Critical Voltage Thresholds
Verify the input high/low thresholds of both devices before selecting a translation method. A 5V device with VIH ≥ 2V can accept a 3.3V signal directly, while a 3.3V device with VIH ≥ 2.3V may tolerate a 5V input through a simple Schottky diode (1N5711) acting as a voltage clamp. However, this risks forward voltage drops and should only be used temporarily for testing–not in production designs.
For permanent solutions, add decoupling capacitors (0.1 µF) near translator ICs to prevent glitches. Avoid long traces between the translator and endpoints, as parasitic capacitance (>10 pF) distorts square waves at frequencies above 1 MHz. If the route exceeds 10 cm, terminate the line with a 10 kΩ pull-up to VCC on the 3.3V side to maintain signal integrity.

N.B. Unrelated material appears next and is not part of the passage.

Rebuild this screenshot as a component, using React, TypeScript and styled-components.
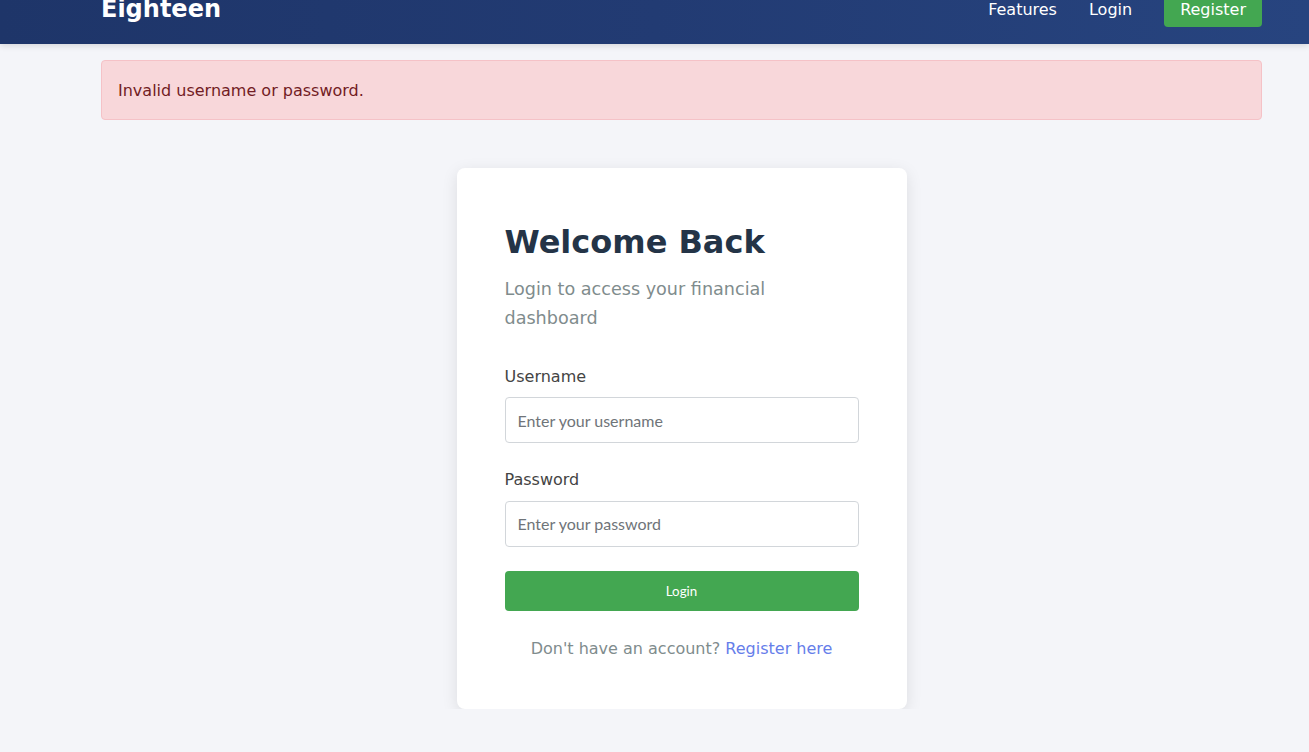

Power Supply Considerations
Never power a 3.3V device from a 5V rail through a linear regulator alone–most translators require both voltage domains to function correctly. For example, the SN74LVC series clamps output voltages to VCCB + 0.5V, so a missing 3.3V rail can damage downstream components. Always provide stable power to both sides, with separate ground planes tied at a single point to minimize noise.